К сожалению, сексуальная односторонность монашеской организации внесла собственный извращенный вклад в механизацию: на позднейших стадиях развития разрыв между фабрикой или конторой, с одной стороны, и домом — с другой, сделался столь же резким, что и разрыв, который наблюдался между древнейшими первичными холостяцкими армиями, создававшимися для войны и работы, и смешанными земледельческими общинами, откуда они набирались. Мораль муравейника, гласящая, что специализированную работу лучше всего выполняют бесполые труженики, все чаще применялась и к человеческим общинам, а сама машина, таким образом, становилась средством выхолащивания мужчин и дефеминизации женщин. Подобный «антисексуализм» наложил свой отпечаток и на капитализм, и на технику. Он проявился, например, в нынешних научных проектах искусственного осеменения и экстракорпорального оплодотворения. И все же, природные порывы рано или поздно разбивали оковы монашеского распорядка: оказалось, что и желание власти, и власть желания очень трудно подавить.

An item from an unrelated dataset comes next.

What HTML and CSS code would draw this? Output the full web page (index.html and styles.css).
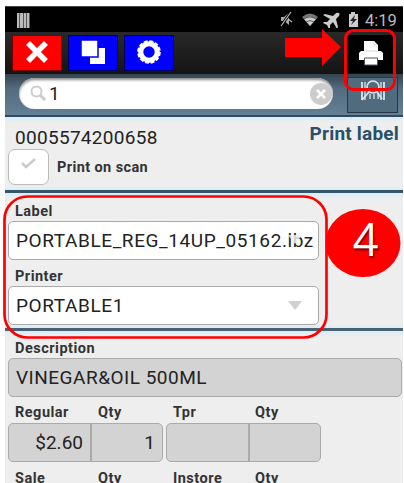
FILE: index.html
```html
<!DOCTYPE html>
<html lang="en">
<head>
<meta charset="utf-8">
<title>Print label</title>
<link rel="stylesheet" href="styles.css">
</head>
<body>
<main class="screen">
  <header class="status">
    <span class="bars"></span>
    <svg class="status-icons" width="81" height="17" viewBox="0 0 81 17">
      <path d="M2 6h3l5-4v12l-5-4H2z" fill="#aaa"/><path d="M2 15L12 1" stroke="#000" stroke-width="3"/><path d="M2 15L12 1M9 8l4 3" stroke="#bbb" stroke-width="1.2"/>
      <path d="M23 6Q31-1 39 6L31 15z" fill="#777"/><path d="M25 8Q31 3 37 8L31 15z" fill="#ccc"/><path d="M25 8Q31 4 37 8M27 11Q31 8 35 11" fill="none" stroke="#444" stroke-width=".8"/>
      <path transform="translate(2 0)" d="M58 2q-2-1-4 1l-2 2-8-2-2 1 7 4-3 3-3 0-1 1 4 2 2 4 1-1 0-3 3-3 4 7 1-2-2-8 3-3q1-2 0-3z" fill="#ccc"/>
      <path d="M70 3h2V1h4v2h3v13h-9z" fill="#ccc"/><path d="M76 4l-5 6h3l-2 4 6-6h-3z" fill="#222"/>
    </svg>
    <span class="clock">4:19</span>
  </header>
  <nav class="toolbar">
    <span class="tool close"><svg width="24" height="24" viewBox="0 0 24 24"><path d="M3 3L21 21M21 3L3 21" stroke="#fff" stroke-width="5.5"/></svg></span>
    <span class="tool"><svg width="24" height="24" viewBox="0 0 24 24"><path d="M9 8h15v16H9z" fill="#fff"/><path d="M0 0h17v17H0z" fill="#fff" stroke="#00f" stroke-width="1.5"/></svg></span>
    <span class="tool"><svg width="24" height="24" viewBox="0 0 24 24"><circle cx="12" cy="12" r="8.2" fill="none" stroke="#fff" stroke-width="5"/><circle cx="12" cy="12" r="10.8" fill="none" stroke="#fff" stroke-width="2" stroke-dasharray="3.9 1.75"/></svg></span>
    <span class="print"><svg width="24" height="26" viewBox="0 0 24 26"><path d="M5 11V1h10l4 4v6h3l2 2v7H0v-7l2-2z" fill="#fff"/><path d="M5 11h14M15 1v4h4" fill="none" stroke="#ccc" stroke-width=".8"/><path d="M5.5 18h13v7h-13z" fill="#fff" stroke="#555" stroke-width="1"/></svg></span>
  </nav>
  <div class="searchbar">
    <div class="search"><svg width="17" height="17" viewBox="0 0 17 17"><circle cx="6.5" cy="6.5" r="5" fill="none" stroke="#ccc" stroke-width="2"/><path d="M10 10l5 5" stroke="#ccc" stroke-width="3"/></svg><span>1</span>
      <svg class="clear" width="22" height="22" viewBox="0 0 22 22"><circle cx="11" cy="11" r="11" fill="#ccc"/><path d="M7 7l8 8M15 7l-8 8" stroke="#fff" stroke-width="2.5"/></svg></div>
    <span class="scan"><svg width="26" height="22" viewBox="0 0 26 22"><g fill="none" stroke="#dce5eb"><path d="M2 2v18M24 2v18" stroke-width="1.8"/><path d="M5 2v18M21 2v18M10 14v5M14 14v5M18 13v6" stroke-width="1.3"/><circle cx="13" cy="7" r="6" stroke-width="1.7"/><path d="M9 12l-7 8M17 12l5 7" stroke-width="1.7"/></g></svg></span>
  </div>
  <section class="item">
    <div class="item-head"><span class="upc">0005574200658</span><strong class="title">Print label</strong></div>
    <div class="option"><span class="check"><svg width="15" height="12" viewBox="0 0 15 12"><path d="M1 6l4 4 9-8" fill="none" stroke="#ccc" stroke-width="2.6"/></svg></span><b>Print on scan</b></div>
  </section>
  <section class="output">
    <b class="caption">Label</b>
    <div class="field"><span class="file">PORTABLE_REG_14UP_05162.lbz</span><i class="arrow small"></i></div>
    <b class="caption second">Printer</b>
    <div class="field"><span class="printer">PORTABLE1</span><i class="arrow"></i></div>
  </section>
  <section class="details">
    <b class="caption">Description</b>
    <div class="description"><span>VINEGAR&amp;OIL 500ML</span></div>
    <div class="names"><b>Regular</b><b>Qty</b><b>Tpr</b><b>Qty</b></div>
    <div class="prices">
      <div class="pair first"><span>$2.60</span><span>1</span></div>
      <div class="pair"><span></span><span></span></div>
    </div>
    <div class="names last"><b>Sale</b><b>Qty</b><b>Instore</b><b>Qty</b></div>
  </section>
</main>
<svg class="notes" width="404" height="483" viewBox="0 0 404 483">
  <path d="M285 38h37V29l19 18-19 19V57h-37z" fill="#f00"/>
  <rect x="345.5" y="30.5" width="49" height="59" rx="8" fill="none" stroke="#f00" stroke-width="3"/>
  <rect x="4.5" y="196.5" width="322" height="141" rx="23" fill="none" stroke="#f00" stroke-width="2.7"/>
  <ellipse cx="363" cy="243" rx="37.5" ry="34" fill="#f00"/>
</svg>
<span class="step">4</span>
</body>
</html>
```
FILE: styles.css
```css
* { box-sizing: border-box; }
body { margin: 0; width: 404px; height: 483px; overflow: hidden; background: #fff; font-family: Roboto, sans-serif; color: #222; }
.screen { margin: 6px 1px 0 5px; height: 477px; overflow: hidden; background: #eee; }
svg { display: block; flex: none; }
.status { height: 26px; background: #000; border-top: 1px solid #444; display: flex; align-items: center; padding: 0 6px 0 12px; }
.bars { width: 13px; height: 15px; background: repeating-linear-gradient(90deg, #bbb 0 2.2px, #555 2.2px 3.4px); margin-top: 2px; }
.status-icons { margin-left: auto; }
.clock { color: #bbb; font-size: 16.5px; margin-left: 5px; width: 32px; white-space: nowrap; padding-top: 2px; }
.toolbar { height: 42px; background: linear-gradient(#292929, #141414); display: flex; gap: 6px; padding: 3px 9px 0 7px; }
.tool { width: 50px; height: 36px; background: #00f; border: 1px solid #000060; display: flex; align-items: center; justify-content: center; padding-bottom: 2px; }
.close { background: #f00; border-color: #700; }
.print { margin-left: auto; width: 47px; background: #000; height: 38px; display: flex; align-items: center; justify-content: center; padding-bottom: 2px; }
.searchbar { height: 41px; background: linear-gradient(#33434f, #526b7e 35%, #648096); display: flex; padding: 4px 5px 0 14px; justify-content: space-between; }
.search { width: 314px; height: 31px; border-radius: 16px; background: #fff; box-shadow: inset 0 2px 3px #888; display: flex; align-items: center; padding: 0 1px 0 11px; font-size: 19px; }
.search span { margin-left: 2px; }
.clear { margin-left: auto; }
.scan { width: 51px; height: 36px; margin-top: -1px; border: 1px solid #263743; background: #506b7e; display: flex; align-items: center; justify-content: center; padding-bottom: 8px; }
.item { height: 75px; border-top: 2px solid #304b60; box-shadow: inset 0 4px 3px -1px #d9edf9, inset 0 -3px 3px -1px #d9edf9; padding: 7px 4px 0 10px; }
.item-head { display: flex; justify-content: space-between; height: 25px; }
.upc { font-size: 19px; letter-spacing: .3px; line-height: 27px; }
.title { font-size: 19px; letter-spacing: .2px; line-height: 20px; color: #285069; }
.option { display: flex; align-items: center; margin-left: -7px; font-size: 14.5px; letter-spacing: .4px; gap: 8px; }
.check { width: 41px; height: 36px; border: 1px solid #bbb; border-radius: 7px; background: #fff; display: flex; align-items: center; justify-content: center; padding-bottom: 8px; }
b { color: #333; }
.output { height: 138px; border-top: 3px solid #35566a; box-shadow: inset 0 4px 3px -1px #d9edf9, inset 0 -3px 3px -1px #d9edf9; padding: 11px 3px 0; }
.caption { display: block; margin-left: 7px; font-size: 14.5px; letter-spacing: .5px; line-height: 16px; }
.field { position: relative; width: 311px; height: 39px; margin-top: 1px; border: 1px solid #aaa; border-radius: 5px; background: #fff; display: flex; align-items: center; justify-content: space-between; padding: 0 7px; font-size: 19px; letter-spacing: .6px; white-space: nowrap; }
.second { margin-top: 9px; }
.arrow { border: 7px solid transparent; border-top: 9px solid #d0d0d0; border-bottom: 0; margin-right: 9px; }
.small { position: absolute; right: 16px; top: 13px; margin: 0; border-width: 9px 7px 0; border-top-color: #eee; opacity: .85; }
.details { border-top: 3px solid #496273; padding: 10px 1px 0 3px; box-shadow: inset 0 4px 3px -1px #d9edf9; }
.description { height: 39px; margin-top: 1px; border: 1px solid #aaa; border-radius: 5px; background: #d3d3d3; padding-left: 7px; font-size: 19px; letter-spacing: .5px; line-height: 38px; }
.names { display: grid; grid-template-columns: 83px 75px 82px 60px; padding-left: 7px; margin-top: 8px; font-size: 14.5px; letter-spacing: .5px; line-height: 16px; }
.prices { display: flex; gap: 3px; margin-top: 2px; }
.pair { width: 155px; height: 39px; display: grid; grid-template-columns: 83px 1fr; border: 1px solid #aaa; border-radius: 5px; background: #d3d3d3; text-align: right; font-size: 19px; line-height: 38px; }
.pair span { padding-right: 7px; }
.pair span:first-child { border-right: 2px solid #aaa; }
.last { margin-top: 9px; }
.notes { position: absolute; left: 0; top: 0; }
.step { position: absolute; left: 328px; top: 211px; width: 75px; text-align: center; font: 45px/55px "Open Sans", sans-serif; color: #fff; text-shadow: 1px 2px 2px #700; }
```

Вместе с тем, бенедиктинская система продемонстрировала, сколь эффективно можно выполнять повседневную работу, если сообща планировать и упорядочивать ее, если принуждение заменить добровольным сотрудничеством, и если человек посвящает труду всего себя (закрыв глаза на половые потребности), — прежде всего, когда род и объем совершаемой работы диктуется высшими нуждами человеческого развития. Собственным примером бенедиктинцы опровергли рабскую предпосылку, будто всякий труд — проклятие, а ручной труд — особый признак унижения. По сути, они доказали, что такой труд способствует — без помощи каких-либо особых гимнастических упражнений вроде тех, что разработали греки, — как физическому здоровью, так и умственной уравновешенности. Наделяя нравственным смыслом весь трудовой процесс, монастырь повысил его производительность; а само выражение «le travail Benedictin»[89] сделалось синонимом ревностного усердия и отточенного исполнения.